Между тем вопрос о постановке «Садко» на казенной сцене столицы не был еще снят с повестки дня, так как Направник и режиссеры Кондратьев и Палечек высказались за принятие оперы Римского-Корсакова. В репертуарном плане, представленном Николаю II, опера «Садко» значилась. Когда Всеволожский докладывал царю в подробностях намеченный репертуар, Николай II заявил: «Нечего ставить „Садко“. Пусть вместо этой оперы дирекция подыщет что-нибудь повеселее». Этим была поставлена точка не только на «Садко», но и на творческих взаимоотношениях с Римским-Корсаковым на несколько лет.

Так после конфликта с «Ночью перед рождеством» и отклонения «Садко» завершилось не слишком счастливое содружество замечательного композитора с императорскими театрами.

С. Н. Кругликов знал о разрыве Римского-Корсакова с Мариинской сценой, рассказал Мамонтову про «Садко» и что его можно получить для постановки в Московской Частной опере, если проявить деловую активность. Мамонтов отправился в Петербург, и композитор сразу дал согласие на передачу оперы московскому коллективу.
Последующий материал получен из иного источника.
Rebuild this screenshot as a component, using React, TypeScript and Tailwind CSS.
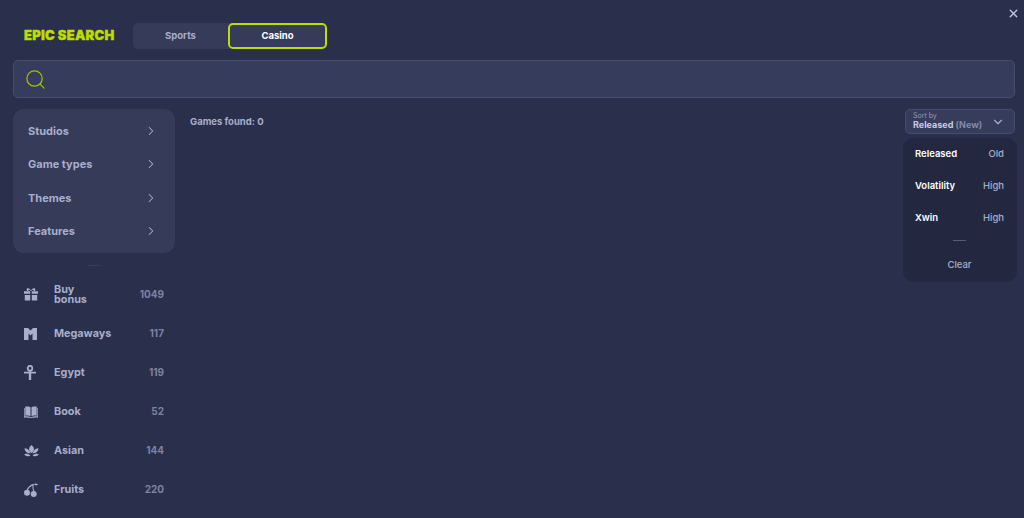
import { ChevronRight, ChevronDown, X, Search } from "lucide-react";
import { ReactNode } from "react";

const Gift = () => (
  <svg width="14" height="13" viewBox="0 0 14 13" fill="currentColor"><path d="M0 3.2h6.2v2.6H0zM7.8 3.2H14v2.6H7.8zM.8 7h5.4v5.4H.8zM7.8 7h5.4v5.4H7.8z" /><path d="M3.2 3C1.6 1.2 3.4-.4 5 .6c1 .6 2 1.8 2 2.4 0-.6 1-1.8 2-2.4 1.6-1 3.4.6 1.8 2.4H9.2c.8-.8.4-1.6-.3-1.2-.6.4-1.400 1-1.600 1.200H6.700C6.500 2.800 5.700 2.200 5.100 1.800c-.7-.4-1.100.4-.3 1.200z" /></svg>
);
const MegaIcon = () => (
  <svg width="13" height="12" viewBox="0 0 13 12" fill="currentColor"><path d="M0 0h4l2.500 2.500L9 0h4v12H8.500V5.500l-2 2-2-2V12H0z" /></svg>
);
const Ankh = () => (
  <svg width="12" height="15" viewBox="0 0 12 15" fill="none" stroke="currentColor" strokeWidth="1.800"><ellipse cx="6" cy="3.200" rx="2.300" ry="2.400" /><path d="M0 7.600h12" /><path d="M6 6v9" strokeWidth="2.400" /></svg>
);
const BookIcon = () => (
  <svg width="14" height="12" viewBox="0 0 14 12" fill="currentColor"><path d="M1.300.6C3 .2 5.300.3 6.500 1.300v9C5.300 9.500 3 9.300 1.300 9.700z" /><path d="M12.700.6C11 .2 8.700.3 7.500 1.300v9c1.200-.8 3.500-1 5.200-.6z" /><path d="M0 2h.7v8.500c2-.4 4.300-.3 6.300.8 2-1.100 4.300-1.200 6.300-.8V2h.7v9.700c-2.300-.4-4.700-.1-7 .3-2.300-.4-4.700-.7-7-.3z" /></svg>
);
const Lotus = () => (
  <svg width="15" height="12" viewBox="0 0 15 12" fill="currentColor"><path d="M7.500 0c1.600 1.200 2.500 2.800 2.500 4.300 0 1.300-1.200 2.700-2.500 3.700C6.200 7 5 5.600 5 4.300 5 2.800 5.900 1.200 7.500 0z" /><path d="M.5 3.200c2.200 0 4 1.200 5 3 .4.700.8 1.300 1.300 2-3.400.4-6-1.400-6.300-5zM14.500 3.200c-2.200 0-4 1.200-5 3-.4.700-.8 1.300-1.300 2 3.400.4 6-1.400 6.300-5z" /><path d="M0 9.300c2.200-1 4.800-.5 6.400 1.100C4.600 11.900 1.600 11.500 0 9.300zM15 9.300c-2.200-1-4.800-.5-6.400 1.100 1.800 1.500 4.800 1.100 6.400-1.100z" /></svg>
);
const Cherry = () => (
  <svg width="14" height="14" viewBox="0 0 14 14" fill="currentColor"><circle cx="3" cy="9.800" r="3" /><circle cx="9.700" cy="11" r="3" /><path d="M2.600 7.200C3.500 4.200 6 1.800 9.500.8l.3.900C9.200 3.500 9.400 5.800 10.400 8l-1 .3C8.500 6.300 8.200 4.200 8.600 2.500 6.400 3.700 4.500 5.200 3.700 7.500z" /><path d="M9.800 1.200c1.300-1 3-.9 4.200.2-1.300 1.200-3.200 1.200-4.200-.2z" /></svg>
);

const filters = ["Studios", "Game types", "Themes", "Features"];
const cats: { icon: ReactNode; label: ReactNode; n: number }[] = [
  { icon: <Gift />, label: <>Buy<br />bonus</>, n: 1049 },
  { icon: <MegaIcon />, label: "Megaways", n: 117 },
  { icon: <Ankh />, label: "Egypt", n: 119 },
  { icon: <BookIcon />, label: "Book", n: 52 },
  { icon: <Lotus />, label: "Asian", n: 144 },
  { icon: <Cherry />, label: "Fruits", n: 220 },
];
const sorts = [["Released", "Old"], ["Volatility", "High"], ["Xwin", "High"]];

export default function App() {
  return (
    <div className="relative w-[1024px] h-[518px] overflow-hidden bg-[#2a2f4b] pl-[13px] pr-[9px] pt-[23px] font-['Inter','Liberation_Sans',sans-serif] font-bold text-[#a9aecb]">
      <button className="absolute right-[4px] top-[7px] text-[#c0c5df]"><X size={13} strokeWidth={2.5} /></button>

      <div className="flex items-center h-[26px]">
        <div className="w-[120px] pl-[11px] text-[#bddc00] text-[13px] font-black tracking-[0.25px] whitespace-nowrap [-webkit-text-stroke:0.4px_#bddc00]">EPIC SEARCH</div>
        <div className="flex w-[194px] h-[26px] rounded-[5px] bg-[#353b59] text-[9.500px]">
          <div className="flex-1 flex items-center justify-center text-[#a9aecb]">Sports</div>
          <div className="w-[99px] flex items-center justify-center rounded-[5px] border-2 border-[#bddc00] text-white">Casino</div>
        </div>
      </div>

      <div className="mt-[11px] h-[38px] rounded-[5px] bg-[#363c5b] border border-[#474d6e] flex items-center pl-[10px]">
        <Search size={23} strokeWidth={1.300} className="text-[#a3c000]" />
      </div>

      <div className="mt-[11px] flex">
        <aside className="w-[162px] shrink-0">
          <div className="h-[144px] rounded-[11px] bg-[#353b59] px-[15px] py-[5px] flex flex-col">
            {filters.map((f) => (
              <div key={f} className="flex-1 flex items-center justify-between text-[11px]">
                <span>{f}</span>
                <ChevronRight size={14} strokeWidth={1.800} className="mr-[2px]" />
              </div>
            ))}
          </div>
          <div className="mx-auto mt-[12px] w-[14px] h-px bg-[#363c5b]" />
          <div className="mt-[9px] flex flex-col">
            {cats.map((c) => (
              <div key={c.n} className="h-[39px] flex items-center px-[11px] text-[10.800px]">
                <span className="w-[30px] flex justify-start">{c.icon}</span>
                <span className="flex-1 leading-[10px]">{c.label}</span>
                <span className="text-[10px] text-[#7d83a3]">{c.n}</span>
              </div>
            ))}
          </div>
        </aside>

        <main className="flex-1 flex justify-between pl-[15px]">
          <div className="pt-[6px] text-[9.500px] leading-[13px]">Games found: 0</div>
          <div className="relative w-[110px] h-[25px] rounded-[5px] bg-[#363c5b] border border-[#474d6e] pl-[7px] flex items-center justify-between pr-[9px]">
            <div className="flex flex-col mb-[2px]">
              <span className="text-[7px] leading-[8px] font-normal text-[#9499b8]">Sort by</span>
              <span className="text-[9px] leading-[10px] whitespace-nowrap text-[#c9cde3]">Released <span className="text-[#8288a9]">(New)</span></span>
            </div>
            <ChevronDown size={14} strokeWidth={2} />
            <div className="absolute -left-[3px] top-[28px] w-[114px] h-[144px] rounded-[11px] bg-[#232840] pl-[12px] pr-[13px] flex flex-col">
              {sorts.map(([a, b]) => (
                <div key={a} className="h-[32px] flex items-center justify-between text-[9.500px]">
                  <span className="text-white font-semibold">{a}</span>
                  <span className="font-medium text-[#a9aecb]">{b}</span>
                </div>
              ))}
              <div className="mx-auto mt-[6px] w-[13px] h-px bg-[#555b7b]" />
              <div className="mt-[18px] text-center text-[9.500px] leading-[12px] font-medium text-[#a9aecb]">Clear</div>
            </div>
          </div>
        </main>
      </div>
    </div>
  );
}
26 декабря 1897 года «Садко» был поставлен Мамонтовским театром (режиссура под общим руководством Мамонтова, дирижер К. Д. Эспозито, художники и сопостановщики К. А. Коровин и С. В. Малютин). В первом составе исполнителей Шаляпин не был занят. При работе над спектаклем основное внимание уделялось ролям Садко (его превосходно пел и играл А. В. Секар-Рожанский) и Волховы (ее вначале пела Негрин-Шмидт). Это естественно, так как, собственно, основными героями этой оперы являются Садко, Волхова и жена гусляра Любава (в этой роли прекрасно выступила одна из лучших артисток Мамонтовского театра А. Е. Ростовцева). Когда готовился новый спектакль, никому в театре, наверное, не приходило в голову, что есть еще существенные по значению, хотя и эпизодические по месту в спектакле роли в «Садко», которые очень важны в этом произведении, так как вносят своеобразные колористические черты, — образы Индийского, Веденецкого и Варяжского гостей.
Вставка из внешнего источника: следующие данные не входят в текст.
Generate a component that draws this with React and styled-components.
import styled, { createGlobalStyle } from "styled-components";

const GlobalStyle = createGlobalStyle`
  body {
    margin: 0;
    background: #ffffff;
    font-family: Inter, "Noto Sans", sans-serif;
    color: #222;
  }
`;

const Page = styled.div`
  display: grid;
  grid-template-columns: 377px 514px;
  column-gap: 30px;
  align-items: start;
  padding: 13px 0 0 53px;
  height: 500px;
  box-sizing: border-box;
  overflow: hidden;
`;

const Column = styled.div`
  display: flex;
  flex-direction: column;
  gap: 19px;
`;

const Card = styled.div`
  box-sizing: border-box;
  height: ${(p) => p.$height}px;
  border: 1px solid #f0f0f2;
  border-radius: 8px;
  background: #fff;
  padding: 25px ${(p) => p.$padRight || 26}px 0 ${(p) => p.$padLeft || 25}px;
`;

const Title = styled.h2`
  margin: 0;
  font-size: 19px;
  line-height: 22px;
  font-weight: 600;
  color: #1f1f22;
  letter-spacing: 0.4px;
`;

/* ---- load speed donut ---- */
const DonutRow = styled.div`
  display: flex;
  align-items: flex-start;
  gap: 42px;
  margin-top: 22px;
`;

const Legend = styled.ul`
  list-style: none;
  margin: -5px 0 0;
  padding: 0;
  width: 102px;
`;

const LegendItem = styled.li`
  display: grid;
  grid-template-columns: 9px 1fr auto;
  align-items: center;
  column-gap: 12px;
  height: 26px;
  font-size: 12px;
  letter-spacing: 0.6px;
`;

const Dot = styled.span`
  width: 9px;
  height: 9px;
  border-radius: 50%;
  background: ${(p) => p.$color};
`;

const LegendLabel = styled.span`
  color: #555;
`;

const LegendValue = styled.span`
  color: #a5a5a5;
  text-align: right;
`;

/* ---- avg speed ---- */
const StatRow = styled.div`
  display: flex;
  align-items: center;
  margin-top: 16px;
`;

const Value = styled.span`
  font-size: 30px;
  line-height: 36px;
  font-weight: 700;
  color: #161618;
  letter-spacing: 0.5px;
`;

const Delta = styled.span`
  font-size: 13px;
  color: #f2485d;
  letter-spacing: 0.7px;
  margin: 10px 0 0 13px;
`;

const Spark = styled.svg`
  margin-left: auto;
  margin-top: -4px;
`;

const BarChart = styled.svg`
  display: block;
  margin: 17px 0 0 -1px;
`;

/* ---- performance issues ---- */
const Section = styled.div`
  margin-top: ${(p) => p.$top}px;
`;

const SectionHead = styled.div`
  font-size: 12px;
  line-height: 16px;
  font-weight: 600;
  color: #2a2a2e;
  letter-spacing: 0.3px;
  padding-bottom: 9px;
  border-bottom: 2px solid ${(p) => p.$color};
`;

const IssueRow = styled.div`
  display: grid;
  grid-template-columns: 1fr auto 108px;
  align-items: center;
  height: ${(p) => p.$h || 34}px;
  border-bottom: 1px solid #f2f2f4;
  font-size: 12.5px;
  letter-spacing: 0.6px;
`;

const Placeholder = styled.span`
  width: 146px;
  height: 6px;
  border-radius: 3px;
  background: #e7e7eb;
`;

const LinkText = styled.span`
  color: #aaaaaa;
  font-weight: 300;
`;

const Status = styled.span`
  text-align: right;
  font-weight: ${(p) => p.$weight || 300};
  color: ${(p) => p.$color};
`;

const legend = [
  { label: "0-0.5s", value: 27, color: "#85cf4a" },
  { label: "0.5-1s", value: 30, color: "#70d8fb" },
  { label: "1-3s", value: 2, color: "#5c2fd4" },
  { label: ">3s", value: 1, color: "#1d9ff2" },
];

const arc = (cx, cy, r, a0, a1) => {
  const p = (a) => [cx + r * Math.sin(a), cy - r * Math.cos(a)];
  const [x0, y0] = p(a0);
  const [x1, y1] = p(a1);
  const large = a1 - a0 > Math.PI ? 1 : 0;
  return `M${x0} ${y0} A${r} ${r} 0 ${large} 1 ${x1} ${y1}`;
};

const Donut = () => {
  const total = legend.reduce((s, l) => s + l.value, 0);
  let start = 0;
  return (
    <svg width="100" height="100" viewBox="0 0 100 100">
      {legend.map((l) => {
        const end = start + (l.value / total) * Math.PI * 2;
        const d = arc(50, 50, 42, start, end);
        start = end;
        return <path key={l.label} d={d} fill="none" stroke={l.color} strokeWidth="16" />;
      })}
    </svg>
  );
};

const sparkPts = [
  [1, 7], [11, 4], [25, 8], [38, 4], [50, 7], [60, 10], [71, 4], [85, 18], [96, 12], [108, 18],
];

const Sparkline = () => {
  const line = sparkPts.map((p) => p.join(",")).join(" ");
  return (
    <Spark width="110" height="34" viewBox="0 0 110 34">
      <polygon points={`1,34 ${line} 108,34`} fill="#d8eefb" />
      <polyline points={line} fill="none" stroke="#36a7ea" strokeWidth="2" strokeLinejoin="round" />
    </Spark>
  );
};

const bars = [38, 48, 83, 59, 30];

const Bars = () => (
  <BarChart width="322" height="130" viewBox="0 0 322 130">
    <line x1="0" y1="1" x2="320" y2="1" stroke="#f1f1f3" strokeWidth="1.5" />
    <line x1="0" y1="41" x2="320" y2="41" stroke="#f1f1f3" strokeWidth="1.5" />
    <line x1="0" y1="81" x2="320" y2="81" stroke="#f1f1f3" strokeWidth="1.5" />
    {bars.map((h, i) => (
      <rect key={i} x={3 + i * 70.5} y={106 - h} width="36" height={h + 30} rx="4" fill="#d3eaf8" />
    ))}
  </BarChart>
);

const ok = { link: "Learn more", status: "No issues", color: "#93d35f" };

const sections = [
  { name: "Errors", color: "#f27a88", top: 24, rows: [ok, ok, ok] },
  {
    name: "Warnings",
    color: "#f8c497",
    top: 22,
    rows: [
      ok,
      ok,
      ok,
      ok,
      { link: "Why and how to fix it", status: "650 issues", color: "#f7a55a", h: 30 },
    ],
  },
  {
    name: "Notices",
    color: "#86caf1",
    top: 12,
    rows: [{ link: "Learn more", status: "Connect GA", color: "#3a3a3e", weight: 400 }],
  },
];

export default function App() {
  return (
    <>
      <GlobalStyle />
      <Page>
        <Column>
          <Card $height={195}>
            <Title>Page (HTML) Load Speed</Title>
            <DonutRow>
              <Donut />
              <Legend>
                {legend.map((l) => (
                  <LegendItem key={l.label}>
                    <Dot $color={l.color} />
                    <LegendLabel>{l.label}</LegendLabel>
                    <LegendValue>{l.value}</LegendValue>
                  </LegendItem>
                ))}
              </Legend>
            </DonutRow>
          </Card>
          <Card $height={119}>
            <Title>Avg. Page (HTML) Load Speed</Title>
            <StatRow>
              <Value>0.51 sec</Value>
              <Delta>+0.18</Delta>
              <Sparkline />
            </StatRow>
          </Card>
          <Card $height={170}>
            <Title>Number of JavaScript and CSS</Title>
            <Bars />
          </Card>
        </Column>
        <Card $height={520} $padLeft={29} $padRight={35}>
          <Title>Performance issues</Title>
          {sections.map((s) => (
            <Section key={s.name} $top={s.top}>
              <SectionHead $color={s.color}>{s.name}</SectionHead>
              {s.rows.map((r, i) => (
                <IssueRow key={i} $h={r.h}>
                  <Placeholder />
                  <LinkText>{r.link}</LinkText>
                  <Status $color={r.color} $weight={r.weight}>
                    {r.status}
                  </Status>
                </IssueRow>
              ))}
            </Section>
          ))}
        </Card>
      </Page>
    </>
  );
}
Характерно, что часть московской критики, плохо разобравшейся в опере, даже отмечала, что партии гостей вообще следует купюровать, как явно лишние и неизвестно зачем включенные в ткань оперы. Неуспех их на премьере Мамонтовского театра следует приписать заблуждению его руководителей, по-видимому, полагавших, что эти партии являются мелкими вставными эпизодами и могут быть поручены второстепенным певцам.
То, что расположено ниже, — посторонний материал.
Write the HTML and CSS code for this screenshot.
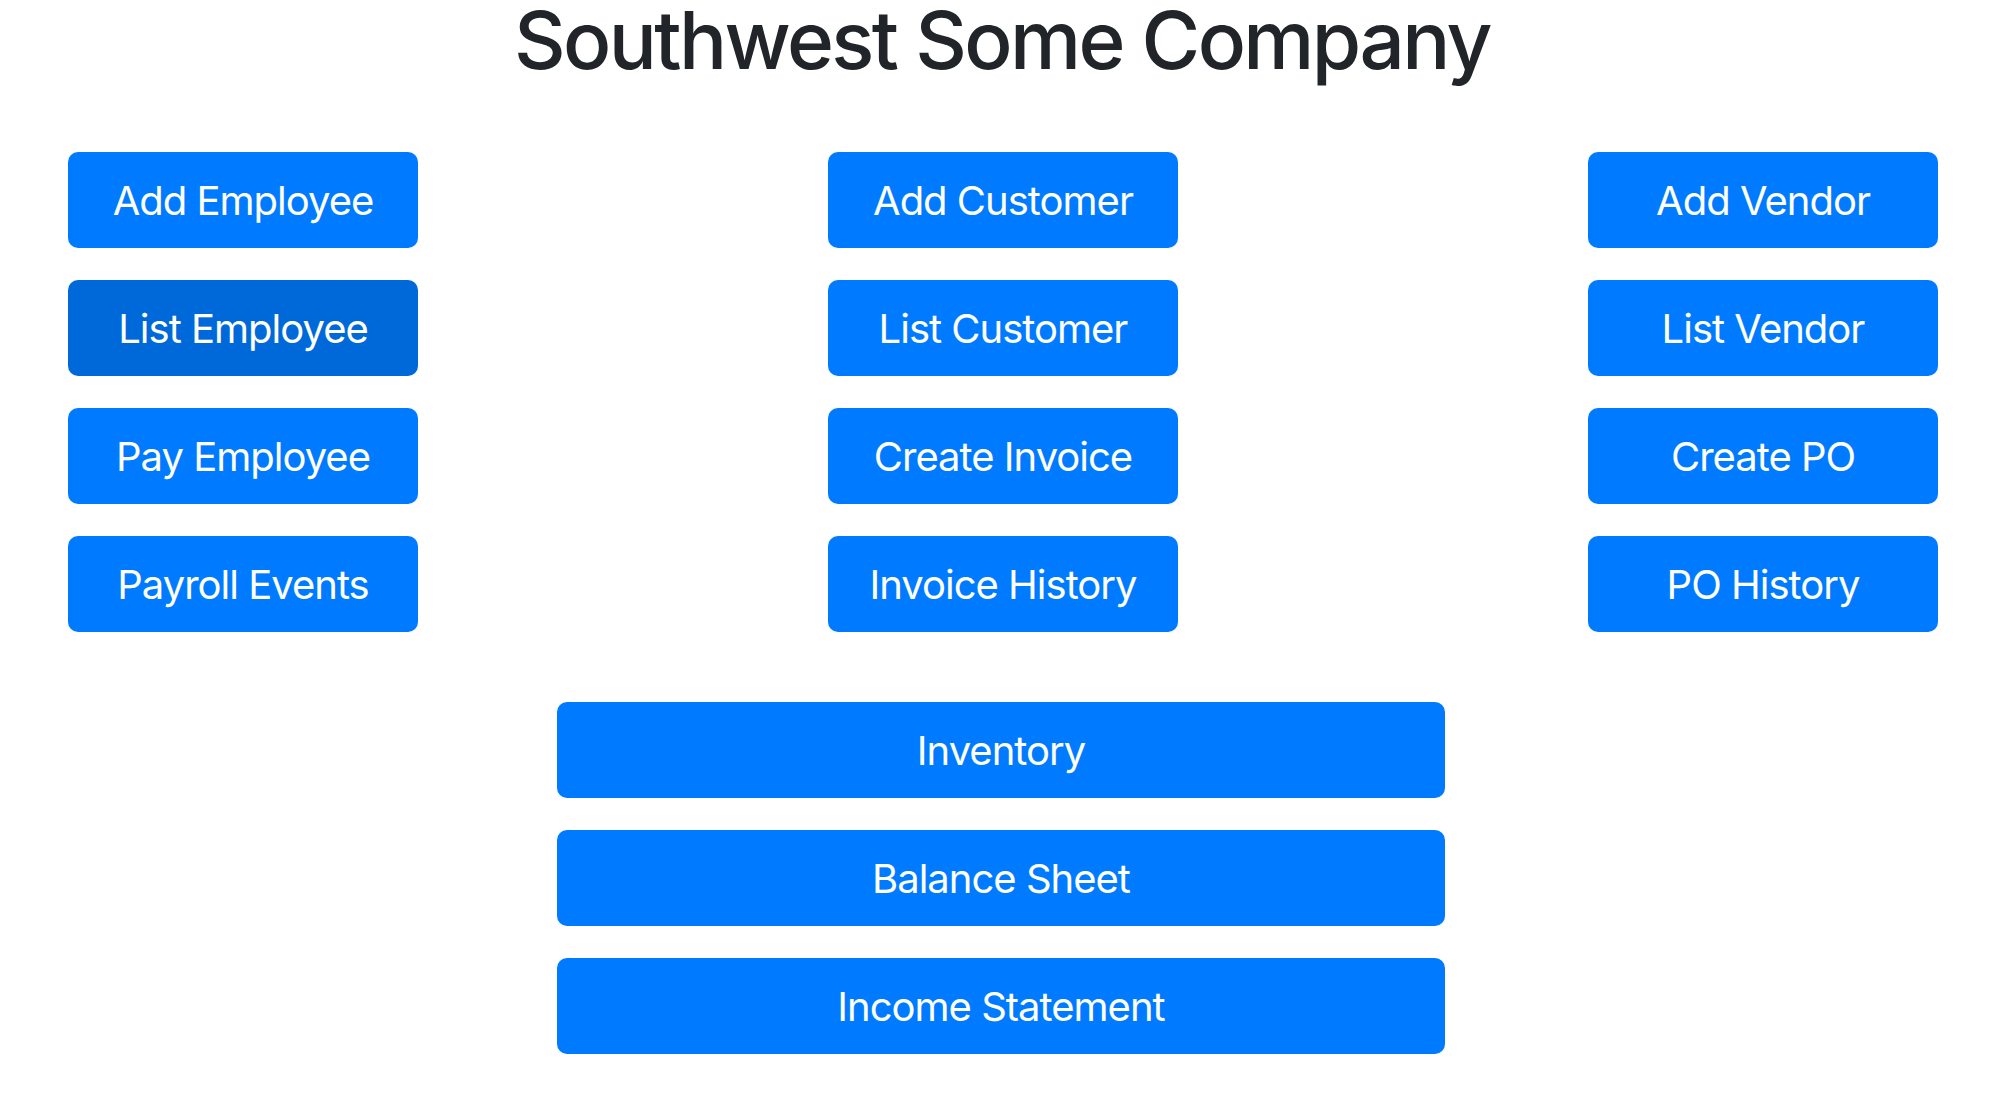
FILE: index.html
```html
<!DOCTYPE html>
<html lang="en">
<head>
<meta charset="utf-8">
<title>Southwest Some Company</title>
<link rel="stylesheet" href="styles.css">
</head>
<body>
<h1 class="title">Southwest Some Company</h1>
<div class="grid">
  <div class="col">
    <a class="btn" href="#">Add Employee</a>
    <a class="btn btn-active" href="#">List Employee</a>
    <a class="btn" href="#">Pay Employee</a>
    <a class="btn" href="#">Payroll Events</a>
  </div>
  <div class="col">
    <a class="btn" href="#">Add Customer</a>
    <a class="btn" href="#">List Customer</a>
    <a class="btn" href="#">Create Invoice</a>
    <a class="btn" href="#">Invoice History</a>
  </div>
  <div class="col">
    <a class="btn" href="#">Add Vendor</a>
    <a class="btn" href="#">List Vendor</a>
    <a class="btn" href="#">Create PO</a>
    <a class="btn" href="#">PO History</a>
  </div>
</div>
<div class="wide">
  <a class="btn btn-wide" href="#">Inventory</a>
  <a class="btn btn-wide" href="#">Balance Sheet</a>
  <a class="btn btn-wide" href="#">Income Statement</a>
</div>
</body>
</html>
```

FILE: styles.css
```css
html, body {
  margin: 0;
  padding: 0;
  background: #ffffff;
}
body {
  font-family: Inter, "Noto Sans", "Liberation Sans", sans-serif;
  color: #212529;
}
.title {
  margin: 0 0 72px 0;
  text-align: center;
  font-size: 80px;
  font-weight: 500;
  line-height: 80px;
  letter-spacing: -2.6px;
}
.grid {
  display: flex;
  justify-content: space-between;
  padding: 0 66px 0 68px;
}
.col {
  display: flex;
  flex-direction: column;
  gap: 32px;
}
.btn {
  display: flex;
  align-items: center;
  justify-content: center;
  box-sizing: border-box;
  width: 350px;
  height: 96px;
  border-radius: 10px;
  background: #007bff;
  color: #ffffff;
  font-size: 40px;
  font-weight: 400;
  text-decoration: none;
  letter-spacing: -1px;
}
.btn-active {
  background: #0069d9;
}
.wide {
  display: flex;
  flex-direction: column;
  align-items: center;
  gap: 32px;
  margin-top: 70px;
  padding-right: 2px;
}
.btn-wide {
  width: 888px;
}
```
На самом деле роль этих образов очень значительна. В сцене на Торжище появление знатных гостей (купцов) со всех краев земли означает, что Великий Новгород действительно велик, что место его в торговых связях мира того времени поистине значительно. В поэзию былинного Новгорода врывается цикл сказаний о далеких морях, о дальних странах, зовущих к путешествиям, — холодного Севера, экзотической Индии и чарующей своими красотами Венеции. И разве неясно после этого, что не может мечтатель и поэт — гусляр Садко не стремиться в неведомые края?

Но нужно уметь спеть эти три арии так, чтобы затрепетала душа у зрителя, чтобы в каждом из выходящих к новгородцам гостей заморских почудилось своеобразие воспеваемой им родной земли.

Когда на третьем спектакле партию Варяжского гостя впервые спел Шаляпин, она произвела огромное впечатление, и с той поры вошло в традицию поручать партии иноземных гостей, представляющие исключительные, концертного плана трудности, лучшим вокалистам.

В. В. Стасов, видевший в Московской Частной опере спектакль с участием Шаляпина в роли Варяжского гостя, писал в статье, многознаменательно озаглавленной «Радость безмерная» и посвященной целиком новой звезде русского музыкального театра — Шаляпину:

«Итак, сидел я в Мамонтовском театре и раздумывал о горестном положении русского оперного, да и вообще музыкального дела у нас, как вдруг в III картине „Садко“ (здесь описка автора: „Торжище“ — четвертая картина. — М. Я.) появился предо мною древний скандинавский богатырь, поющий свою „варяжскую песнь“ новгородскому люду на берегу Ильмень-озера. Эта „варяжская песнь“ — один из величайших шедевров Римского-Корсакова. В ее могучих, суровых звуках предстают перед нами грозные скандинавские гранитные скалы, о которые с ревом дробятся волны, и среди этого древнего пейзажа вдруг является перед вами сам варяг, у которого кости словно выкованы из скал. Он стоял громадный, опираясь на громадную свою секиру, со стальной шапочкой на голове, с обнаженными по плечо руками, могучим лицом с нависшими усами, вся грудь в булате, ноги перевязаны ремнями.

Гигантский голос, гигантское выражение его пения, великанские движения тела и рук, словно статуя ожила и двигается, взглядывая из-под густых насупленных бровей, — все это было так ново, так сильно и глубоко правдиво в картине, что я невольно спрашивал себя, совершенно пораженный: „Да кто это, кто это? Какой актер? Где они таких отыскивают в Москве? Вот люди-то!“ И вдруг в антракте, в ответ на мои жадные расспросы, узнаю, что это — не кто иной, как сам Шаляпин».